REQUIRED WORK> Copy the listing verbatim, excluding any images found in it.

···

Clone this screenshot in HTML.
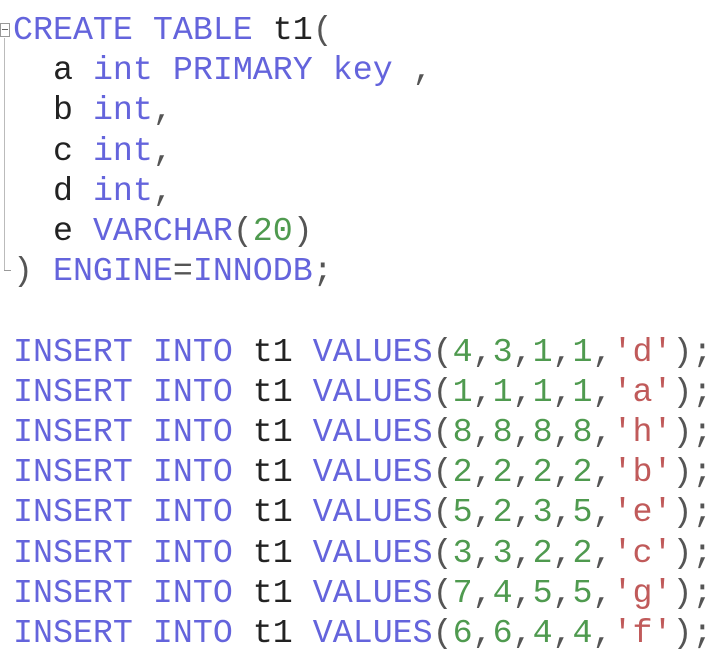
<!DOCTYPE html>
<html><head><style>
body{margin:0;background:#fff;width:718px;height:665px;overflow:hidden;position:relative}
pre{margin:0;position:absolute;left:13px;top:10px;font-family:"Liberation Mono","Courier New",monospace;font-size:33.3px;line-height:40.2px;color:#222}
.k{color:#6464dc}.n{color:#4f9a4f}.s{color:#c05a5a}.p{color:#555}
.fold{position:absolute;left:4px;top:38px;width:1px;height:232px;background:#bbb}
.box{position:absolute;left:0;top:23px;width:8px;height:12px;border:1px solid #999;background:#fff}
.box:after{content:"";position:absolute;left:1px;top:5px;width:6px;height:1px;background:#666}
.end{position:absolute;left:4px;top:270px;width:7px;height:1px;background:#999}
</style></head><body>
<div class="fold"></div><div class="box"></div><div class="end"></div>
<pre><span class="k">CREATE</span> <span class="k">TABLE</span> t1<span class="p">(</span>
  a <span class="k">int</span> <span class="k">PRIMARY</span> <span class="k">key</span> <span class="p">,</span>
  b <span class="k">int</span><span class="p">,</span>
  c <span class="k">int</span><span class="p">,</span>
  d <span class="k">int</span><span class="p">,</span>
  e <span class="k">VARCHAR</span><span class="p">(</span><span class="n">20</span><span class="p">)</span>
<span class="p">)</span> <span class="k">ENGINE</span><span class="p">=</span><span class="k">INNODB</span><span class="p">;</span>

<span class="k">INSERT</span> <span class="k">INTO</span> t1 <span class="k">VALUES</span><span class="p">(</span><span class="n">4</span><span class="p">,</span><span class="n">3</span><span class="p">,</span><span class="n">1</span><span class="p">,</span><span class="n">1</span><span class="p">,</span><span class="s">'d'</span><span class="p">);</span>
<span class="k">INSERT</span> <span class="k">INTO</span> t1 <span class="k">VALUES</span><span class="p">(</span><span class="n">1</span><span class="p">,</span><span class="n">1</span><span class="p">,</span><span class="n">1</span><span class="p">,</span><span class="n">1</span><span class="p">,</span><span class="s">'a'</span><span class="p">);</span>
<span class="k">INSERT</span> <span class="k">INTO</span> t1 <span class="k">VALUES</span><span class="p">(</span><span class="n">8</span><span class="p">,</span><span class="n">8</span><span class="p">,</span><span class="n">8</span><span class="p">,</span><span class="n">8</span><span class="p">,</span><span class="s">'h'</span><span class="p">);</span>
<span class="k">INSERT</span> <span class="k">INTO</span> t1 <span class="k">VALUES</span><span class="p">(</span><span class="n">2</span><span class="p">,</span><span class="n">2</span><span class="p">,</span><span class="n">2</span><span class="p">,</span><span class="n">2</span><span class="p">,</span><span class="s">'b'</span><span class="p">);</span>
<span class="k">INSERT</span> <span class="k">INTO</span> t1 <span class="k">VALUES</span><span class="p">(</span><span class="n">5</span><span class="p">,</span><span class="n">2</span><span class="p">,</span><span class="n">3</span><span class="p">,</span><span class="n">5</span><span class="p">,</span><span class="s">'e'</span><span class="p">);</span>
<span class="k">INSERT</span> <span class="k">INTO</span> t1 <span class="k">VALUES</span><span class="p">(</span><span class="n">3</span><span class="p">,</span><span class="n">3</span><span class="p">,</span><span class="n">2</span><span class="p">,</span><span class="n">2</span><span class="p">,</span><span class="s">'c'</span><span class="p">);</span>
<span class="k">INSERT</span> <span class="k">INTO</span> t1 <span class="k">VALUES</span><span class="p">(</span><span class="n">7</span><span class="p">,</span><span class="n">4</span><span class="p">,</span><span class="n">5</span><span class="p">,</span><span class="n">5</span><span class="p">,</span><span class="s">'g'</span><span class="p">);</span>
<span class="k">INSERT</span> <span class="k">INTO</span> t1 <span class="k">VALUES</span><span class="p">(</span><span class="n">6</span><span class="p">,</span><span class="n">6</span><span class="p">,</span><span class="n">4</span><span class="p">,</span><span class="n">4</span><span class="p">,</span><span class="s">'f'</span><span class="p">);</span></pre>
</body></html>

···

TASK OUTPUT>
Clone this screenshot in HTML.
<!DOCTYPE html>
<html><head><style>
body{margin:0;background:#fff;width:718px;height:665px;overflow:hidden;position:relative}
pre{margin:0;position:absolute;left:13px;top:10px;font-family:"Liberation Mono","Courier New",monospace;font-size:33.3px;line-height:40.2px;color:#222}
.k{color:#6464dc}.n{color:#4f9a4f}.s{color:#c05a5a}.p{color:#555}
.fold{position:absolute;left:4px;top:38px;width:1px;height:232px;background:#bbb}
.box{position:absolute;left:0;top:23px;width:8px;height:12px;border:1px solid #999;background:#fff}
.box:after{content:"";position:absolute;left:1px;top:5px;width:6px;height:1px;background:#666}
.end{position:absolute;left:4px;top:270px;width:7px;height:1px;background:#999}
</style></head><body>
<div class="fold"></div><div class="box"></div><div class="end"></div>
<pre><span class="k">CREATE</span> <span class="k">TABLE</span> t1<span class="p">(</span>
  a <span class="k">int</span> <span class="k">PRIMARY</span> <span class="k">key</span> <span class="p">,</span>
  b <span class="k">int</span><span class="p">,</span>
  c <span class="k">int</span><span class="p">,</span>
  d <span class="k">int</span><span class="p">,</span>
  e <span class="k">VARCHAR</span><span class="p">(</span><span class="n">20</span><span class="p">)</span>
<span class="p">)</span> <span class="k">ENGINE</span><span class="p">=</span><span class="k">INNODB</span><span class="p">;</span>

<span class="k">INSERT</span> <span class="k">INTO</span> t1 <span class="k">VALUES</span><span class="p">(</span><span class="n">4</span><span class="p">,</span><span class="n">3</span><span class="p">,</span><span class="n">1</span><span class="p">,</span><span class="n">1</span><span class="p">,</span><span class="s">'d'</span><span class="p">);</span>
<span class="k">INSERT</span> <span class="k">INTO</span> t1 <span class="k">VALUES</span><span class="p">(</span><span class="n">1</span><span class="p">,</span><span class="n">1</span><span class="p">,</span><span class="n">1</span><span class="p">,</span><span class="n">1</span><span class="p">,</span><span class="s">'a'</span><span class="p">);</span>
<span class="k">INSERT</span> <span class="k">INTO</span> t1 <span class="k">VALUES</span><span class="p">(</span><span class="n">8</span><span class="p">,</span><span class="n">8</span><span class="p">,</span><span class="n">8</span><span class="p">,</span><span class="n">8</span><span class="p">,</span><span class="s">'h'</span><span class="p">);</span>
<span class="k">INSERT</span> <span class="k">INTO</span> t1 <span class="k">VALUES</span><span class="p">(</span><span class="n">2</span><span class="p">,</span><span class="n">2</span><span class="p">,</span><span class="n">2</span><span class="p">,</span><span class="n">2</span><span class="p">,</span><span class="s">'b'</span><span class="p">);</span>
<span class="k">INSERT</span> <span class="k">INTO</span> t1 <span class="k">VALUES</span><span class="p">(</span><span class="n">5</span><span class="p">,</span><span class="n">2</span><span class="p">,</span><span class="n">3</span><span class="p">,</span><span class="n">5</span><span class="p">,</span><span class="s">'e'</span><span class="p">);</span>
<span class="k">INSERT</span> <span class="k">INTO</span> t1 <span class="k">VALUES</span><span class="p">(</span><span class="n">3</span><span class="p">,</span><span class="n">3</span><span class="p">,</span><span class="n">2</span><span class="p">,</span><span class="n">2</span><span class="p">,</span><span class="s">'c'</span><span class="p">);</span>
<span class="k">INSERT</span> <span class="k">INTO</span> t1 <span class="k">VALUES</span><span class="p">(</span><span class="n">7</span><span class="p">,</span><span class="n">4</span><span class="p">,</span><span class="n">5</span><span class="p">,</span><span class="n">5</span><span class="p">,</span><span class="s">'g'</span><span class="p">);</span>
<span class="k">INSERT</span> <span class="k">INTO</span> t1 <span class="k">VALUES</span><span class="p">(</span><span class="n">6</span><span class="p">,</span><span class="n">6</span><span class="p">,</span><span class="n">4</span><span class="p">,</span><span class="n">4</span><span class="p">,</span><span class="s">'f'</span><span class="p">);</span></pre>
</body></html>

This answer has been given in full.